Wowsers can’t force us to conform on flagging call to unify the nation

Chris Uhlmann
Opposition Leader Peter Dutton will stand in front of the Australian flag only if he becomes prime minister. Photo: Peter Dutton/Facebook.
Opposition Leader Peter Dutton will stand in front of the Australian flag only if he becomes prime minister. Photo: Peter Dutton/Facebook.

Wowser is a sturdy old Australian word that should be retooled for combat in an era where war has been declared on the past.

It neatly sums up the sanctimonious scolds hellbent on forcing everyone to conform to their shape-shifting, alt-morality.

Wowser was born in 1899 in the pages of Sydney scandal sheet The Truth. Newspaper proprietor, politician and scoundrel John Norton claims to have invented it, and that was one of the rare occasions when he appears to have been speaking the truth.

In Wild Men of Sydney, Cyril Pearl notes that in a libel action in 1914 Norton admitted that when he first coined the term, he didn’t know what it meant. “I had to find meaning for it afterwards,” he said.

Norton went on to define it as: “A single simple word that does at once describe, deride and denounce the numerous, noxious, pestilent, puritanical, killjoy push.”

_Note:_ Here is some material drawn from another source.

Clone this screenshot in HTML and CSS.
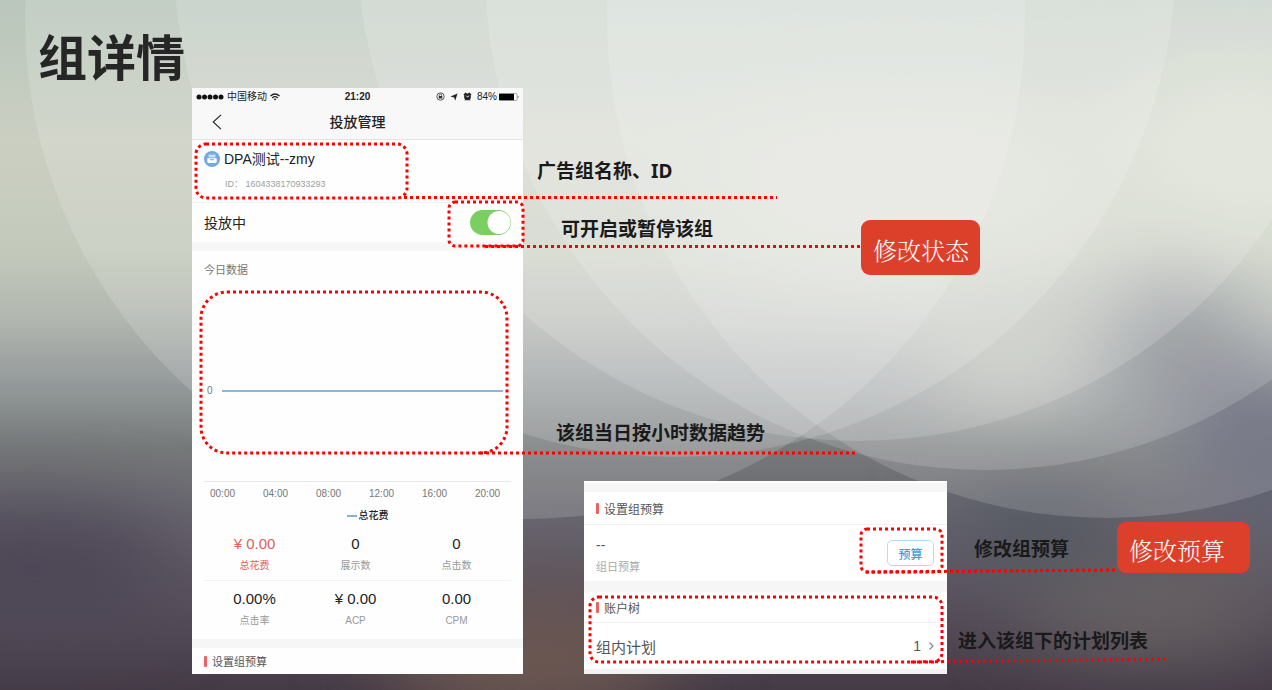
FILE: index.html
```html
<!DOCTYPE html>
<html lang="zh-CN">
<head>
    <meta charset="UTF-8">
    <meta name="viewport" content="width=device-width, initial-scale=1.0">
    <title>组详情</title>
    <link rel="stylesheet" href="styles.css">
</head>
<body>
    <svg class="backdrop" viewBox="0 0 1272 690" preserveAspectRatio="none" aria-hidden="true">
        <defs>
            <linearGradient id="base" x1="0" y1="0" x2="0" y2="1">
                <stop offset="0" stop-color="#b9c6bb"/>
                <stop offset="0.2" stop-color="#cacfc2"/>
                <stop offset="0.36" stop-color="#c4cabb"/>
                <stop offset="0.46" stop-color="#b2b7b0"/>
                <stop offset="0.56" stop-color="#93989a"/>
                <stop offset="0.65" stop-color="#76797a"/>
                <stop offset="0.74" stop-color="#696770"/>
                <stop offset="0.85" stop-color="#5c5460"/>
                <stop offset="1" stop-color="#443b47"/>
            </linearGradient>
            <filter id="soft" x="-100%" y="-100%" width="300%" height="300%" color-interpolation-filters="sRGB">
                <feGaussianBlur stdDeviation="42"/>
            </filter>
        </defs>
        <rect width="1272" height="690" fill="url(#base)"/>
        <g filter="url(#soft)">
            <ellipse cx="900" cy="190" rx="200" ry="90" fill="#d0d4c8"/>
            <ellipse cx="1240" cy="150" rx="120" ry="90" fill="#d2d8c9"/>
            <ellipse cx="1010" cy="350" rx="80" ry="50" fill="#b9beb2"/>
            <ellipse cx="1180" cy="360" rx="70" ry="80" fill="#777b82"/>
            <ellipse cx="1260" cy="450" rx="80" ry="80" fill="#5e6072"/>
            <ellipse cx="1040" cy="530" rx="90" ry="40" fill="#4f5660"/>
            <ellipse cx="1150" cy="610" rx="130" ry="40" fill="#6b6665"/>
            <ellipse cx="30" cy="570" rx="150" ry="60" fill="#4c4555"/>
            <ellipse cx="530" cy="660" rx="150" ry="60" fill="#6f5a52"/>
        </g>
        <g fill="#fff" fill-opacity="0.15">
            <circle cx="525" cy="19" r="500"/>
            <circle cx="675" cy="-44" r="501"/>
            <circle cx="857" cy="-59" r="500"/>
            <circle cx="985" cy="-30" r="500"/>
            <circle cx="1107" cy="18" r="500"/>
        </g>
    </svg>

    <main class="slide">
        <h1>组详情</h1>
        <div class="screens">
            <section class="phone">
                <div class="status-bar">
                    <div class="status-left">
                        <svg width="28" height="8" viewBox="0 0 28 8"><g fill="#111"><circle cx="3" cy="4" r="2.5"/><circle cx="8.5" cy="4" r="2.5"/><circle cx="14" cy="4" r="2.5"/><circle cx="19.500" cy="4" r="2.500"/><circle cx="25" cy="4" r="2.500"/></g></svg>
                        <span>中国移动</span>
                        <svg width="10" height="8" viewBox="0 0 10 8" fill="none" stroke="#222" stroke-width="1.3"><path d="M.5 3Q5-1 9.500 3M2.200 4.900Q5 2.500 7.800 4.900"/><path d="M3.600 6 5 7.600 6.400 6Q5 5 3.600 6Z" fill="#222" stroke="none"/></svg>
                    </div>
                    <strong>21:20</strong>
                    <div class="status-right">
                        <svg width="9" height="9" viewBox="0 0 9 9" fill="none" stroke="#333"><circle cx="4.500" cy="4.500" r="3.700" stroke-width=".8"/><rect x="2.700" y="4" width="3.600" height="2.500" fill="#333" stroke="none"/><path d="M3.400 4V3.200a1.100 1.100 0 0 1 2.200 0V4" stroke-width=".7"/></svg>
                        <svg width="8" height="8" viewBox="0 0 8 8" fill="#222"><path d="M7.500.5 5.200 7.800 4.200 4.400.5 3.600Z"/></svg>
                        <svg width="9" height="9" viewBox="0 0 9 9" fill="#222"><circle cx="4.500" cy="4.800" r="3.400"/><path d="M.5 2.500 2.600.5 4 1.600 1.500 3.800ZM8.500 2.500 6.400.5 5 1.600 7.500 3.800ZM1.500 8.500 2.500 6.500 4 8ZM7.500 8.500 6.500 6.500 5 8Z"/><path d="M3.200 3.600 4.500 5 6.200 3.800" fill="none" stroke="#fff" stroke-width=".9"/></svg>
                        <span>84%</span>
                        <svg width="20" height="8" viewBox="0 0 20 8"><rect x=".5" y=".5" width="17.500" height="7" rx="1" fill="#fff" stroke="#777" stroke-width=".6"/><rect x="0" y=".8" width="15" height="6.400" fill="#000"/><path d="M18.800 2.500Q20.300 4 18.800 5.500Z" fill="#555"/></svg>
                    </div>
                </div>
                <div class="nav-bar">
                    <button class="back" type="button" aria-label="返回"><svg width="10" height="16" viewBox="0 0 10 16" fill="none" stroke="#222" stroke-width="1.100"><path d="M9 .8 1.200 8 9 15.200"/></svg></button>
                    <h2>投放管理</h2>
                </div>
                <div class="group-info">
                    <div class="group-name">
                        <svg width="16" height="16" viewBox="0 0 16 16"><circle cx="8" cy="8" r="8" fill="#72a9e2"/><path d="M4.500 3.500h7v3h-7Z" fill="#b9d6f3"/><path d="M3.300 7.200H12.700V10.500Q12.700 12 11.200 12H4.800Q3.300 12 3.300 10.500Z" fill="#fff"/><path d="M6 8.700h4" stroke="#72a9e2"/><path d="M6 4v2M8 4v2M10 4v2" stroke="#fff" stroke-width=".7"/></svg>
                        <span>DPA测试--zmy</span>
                    </div>
                    <p class="group-id">ID： 1604338170933293</p>
                </div>
                <div class="switch-row">
                    <label for="switch">投放中</label>
                    <input class="switch" type="checkbox" id="switch" checked>
                </div>
                <div class="today">
                    <h3>今日数据</h3>
                    <div class="chart">
                        <span>0</span>
                        <div class="chart-line"></div>
                    </div>
                    <div class="axis">
                        <span>00:00</span>
                        <span>04:00</span>
                        <span>08:00</span>
                        <span>12:00</span>
                        <span>16:00</span>
                        <span>20:00</span>
                    </div>
                    <div class="legend">总花费</div>
                    <dl class="stats">
                        <div class="stat active"><dt>总花费</dt><dd>¥ 0.00</dd></div>
                        <div class="stat"><dt>展示数</dt><dd>0</dd></div>
                        <div class="stat"><dt>点击数</dt><dd>0</dd></div>
                    </dl>
                    <dl class="stats">
                        <div class="stat"><dt>点击率</dt><dd>0.00%</dd></div>
                        <div class="stat"><dt>ACP</dt><dd>¥ 0.00</dd></div>
                        <div class="stat"><dt>CPM</dt><dd>0.00</dd></div>
                    </dl>
                </div>
                <h3 class="bar-title">设置组预算</h3>
            </section>

            <section class="budget">
                <h3 class="bar-title">设置组预算</h3>
                <div class="budget-row">
                    <div class="budget-text">
                        <p class="amount">--</p>
                        <p class="amount-label">组日预算</p>
                    </div>
                    <button class="budget-btn" type="button">预算</button>
                </div>
                <h3 class="bar-title tree">账户树</h3>
                <a class="plan-row" href="#">
                    <span>组内计划</span>
                    <span class="count">1</span>
                    <svg width="5" height="8" viewBox="0 0 5 8" fill="none" stroke="#888" stroke-width="1.200"><path d="M.5.5 4 4 .5 7.500"/></svg>
                </a>
            </section>
        </div>

        <!-- 标注框和引线 -->
        <svg class="marks" aria-hidden="true">
            <rect x="196" y="144" width="211" height="54" rx="10"/>
            <rect x="449" y="202" width="74" height="44" rx="6"/>
            <rect x="201" y="292" width="306" height="161" rx="26"/>
            <rect x="861" y="529" width="81" height="43" rx="6"/>
            <rect x="590" y="597" width="352" height="65" rx="9"/>
            <path d="M404 197.500H777M485 246.500H860M480 453H856M866 572 1118 570M911 662 1168 659"/>
        </svg>
        <p class="note note-name">广告组名称、ID</p>
        <p class="note note-switch">可开启或暂停该组</p>
        <p class="note note-trend">该组当日按小时数据趋势</p>
        <p class="note note-budget">修改组预算</p>
        <p class="note note-plan">进入该组下的计划列表</p>
        <button class="tag tag-status" type="button">修改状态</button>
        <button class="tag tag-budget" type="button">修改预算</button>
    </main>
</body>
</html>
```

FILE: styles.css
```css
* {
    box-sizing: border-box;
}
body {
    margin: 0;
    background-color: #6b6b70;
    font-family: "Liberation Sans", "Noto Sans CJK SC", sans-serif;
}
h1, h2, h3, p, dl, dd {
    margin: 0;
}
svg {
    flex: none;
}
button {
    font-family: inherit;
    cursor: pointer;
}
.backdrop {
    position: absolute;
    top: 0;
    left: 0;
    width: 100%;
    height: 100%;
}
.slide {
    position: relative;
    min-height: 100vh;
    padding-bottom: 16px;
    overflow: hidden;
}
.slide h1 {
    padding: 30px 0 0 38px;
    font-size: 49px;
    line-height: 58px;
    color: #262626;
}
.screens {
    display: flex;
    align-items: flex-end;
    gap: 61px;
    padding-left: 192px;
}

/* 手机页面 */
.phone {
    flex: 0 0 331px;
    background: #fefefe;
    color: #222;
}
.status-bar {
    display: flex;
    align-items: center;
    padding: 0 4px;
    background: #f8f8f8;
    font-size: 10px;
    line-height: 17px;
}
.status-left,
.status-right {
    display: flex;
    flex: 1;
    align-items: center;
    gap: 3px;
}
.status-right {
    justify-content: flex-end;
    gap: 5px;
}
.status-right span {
    margin-right: -3px;
}
.nav-bar {
    display: flex;
    align-items: center;
    height: 35px;
    padding: 0 20px;
    background: #f8f8f8;
    border-bottom: 1px solid #e4e4e4;
}
.nav-bar h2 {
    flex: 1;
    padding-right: 10px;
    font-size: 14px;
    font-weight: 500;
    line-height: 20px;
    text-align: center;
}
.back {
    display: flex;
    padding: 0;
    border: none;
    background: none;
}
.group-info {
    height: 63px;
    padding: 8px 12px 0;
    border-bottom: 1px solid #f2f2f2;
}
.group-name {
    display: flex;
    align-items: center;
    gap: 4px;
    font-size: 14px;
    line-height: 22px;
}
.group-id {
    padding: 4px 0 0 21px;
    font-size: 9px;
    line-height: 20px;
    color: #a0a0a0;
}
.switch-row {
    display: flex;
    align-items: center;
    justify-content: space-between;
    height: 39px;
    padding: 0 12px;
    font-size: 14px;
    line-height: 22px;
}
.switch {
    appearance: none;
    width: 41px;
    height: 25px;
    margin: 0;
    border-radius: 13px;
    background: radial-gradient(circle at 29px 50%, #fff 11px, #79cf60 12px);
}
.today {
    padding: 9px 12px 0;
    border-top: 9px solid #f6f6f6;
    border-bottom: 9px solid #f6f6f6;
}
.today h3 {
    font-size: 11px;
    font-weight: normal;
    line-height: 20px;
    color: #777;
}
.chart {
    display: flex;
    align-items: center;
    gap: 9px;
    height: 202px;
    padding: 20px 8px 0 3px;
    border-bottom: 1px solid #e8e8e8;
    font-size: 10px;
    color: #777;
}
.chart-line {
    flex: 1;
    height: 2px;
    background: #8ab6e0;
}
.axis {
    display: grid;
    grid-template-columns: repeat(6, 53px);
    margin: 0 -8px;
    font-size: 10px;
    line-height: 24px;
    text-align: center;
    color: #777;
}
.legend {
    display: flex;
    align-items: center;
    justify-content: center;
    gap: 2px;
    padding-left: 20px;
    font-size: 10px;
    font-weight: 500;
    line-height: 20px;
}
.legend::before {
    content: "";
    width: 10px;
    height: 2px;
    background: #7eb2e6;
}
.stats {
    display: grid;
    grid-template-columns: repeat(3, 101px);
    height: 54px;
    padding-top: 7px;
    text-align: center;
}
.stats + .stats {
    height: 59px;
    border-top: 1px solid #f2f2f2;
}
.stat {
    display: flex;
    flex-direction: column-reverse;
    justify-content: flex-end;
}
.stat dt {
    font-size: 10px;
    line-height: 22px;
    color: #999;
}
.stat dd {
    font-size: 15px;
    line-height: 22px;
}
.active dt,
.active dd {
    color: #e0605c;
}
.bar-title {
    display: flex;
    align-items: center;
    gap: 5px;
    height: 26px;
    padding-left: 12px;
    font-size: 11px;
    font-weight: normal;
    color: #555;
}
.bar-title::before {
    content: "";
    width: 3px;
    height: 11px;
    border-radius: 1px;
    background: #ec6262;
}

/* 预算卡片 */
.budget {
    flex: 0 0 363px;
    border-top: 2px solid #fff;
    border-bottom: 5px solid #f2f2f2;
    background: #fff;
    color: #555;
}
.budget .bar-title {
    height: 42px;
    border-top: 9px solid #f6f6f6;
    border-bottom: 1px solid #f2f2f2;
    font-size: 12px;
}
.budget .tree {
    border-top-width: 11px;
}
.budget-row {
    display: flex;
    align-items: center;
    justify-content: space-between;
    height: 56px;
    padding: 0 13px 0 12px;
}
.budget-text {
    padding-top: 5px;
}
.amount {
    font-size: 14px;
    line-height: 22px;
}
.amount-label {
    font-size: 11px;
    line-height: 22px;
    color: #aaa;
}
.budget-btn {
    width: 47px;
    height: 26px;
    padding: 0;
    border: 1px solid #b5dcf3;
    border-radius: 5px;
    background: #fff;
    font-size: 12px;
    font-weight: 500;
    color: #3f9fdc;
}
.plan-row {
    display: flex;
    align-items: center;
    height: 46px;
    padding: 0 13px 0 12px;
    font-size: 15px;
    color: inherit;
    text-decoration: none;
}
.count {
    margin-left: auto;
    padding-right: 8px;
    font-size: 14px;
}

/* 标注 */
.marks {
    position: absolute;
    top: 0;
    left: 0;
    width: 100%;
    height: 100%;
    fill: none;
    stroke: #f00;
    stroke-width: 3;
    stroke-dasharray: 3 3;
    pointer-events: none;
}
.note {
    position: absolute;
    font-family: "Noto Sans", "Noto Sans CJK SC", sans-serif;
    font-size: 19px;
    font-weight: bold;
    line-height: 28px;
    color: #1a1a1a;
    white-space: nowrap;
}
.note-name {
    top: 157px;
    left: 537px;
}
.note-switch {
    top: 215px;
    left: 561px;
}
.note-trend {
    top: 419px;
    left: 556px;
}
.note-budget {
    top: 535px;
    left: 974px;
}
.note-plan {
    top: 627px;
    left: 958px;
}
.tag {
    position: absolute;
    padding: 4px 12px 0;
    border: none;
    border-radius: 9px;
    background: #dd402a;
    font-family: "Noto Serif CJK SC", "Noto Sans CJK SC", serif;
    font-size: 24px;
    font-weight: 300;
    line-height: 36px;
    text-align: left;
    color: #fff;
    white-space: nowrap;
}
.tag-status {
    top: 220px;
    left: 861px;
    width: 119px;
    height: 55px;
}
.tag-budget {
    top: 522px;
    left: 1117px;
    width: 133px;
    height: 51px;
}
```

Former NSW premier William Holman defined a wowser as someone who “being entirely destitute of the greater virtues, makes up for their lack by a continuous denunciation of little vices”.

Modern wowsers are as humourless as their 19th-century counterparts but today they invent virtue and arbitrate vice. They decide what should be said or unsaid; what can be done, or must be undone.

Wowsers rage at the past and punish those deemed privileged in the present. They trade in grievance and division. They distil the essence of totalitarianism by demanding objective punishments for subjective crimes.

The crimes are the sins of commission and omission in words and deeds against new and arbitrary rules.

Opposition Leader Peter Dutton recently offended alt-morality by declaring that, if ever elevated to the job of prime minister, he would discard the current practice of adorning national events with three banners: the Australian flag, the Aboriginal flag and the Torres Strait Islander flag.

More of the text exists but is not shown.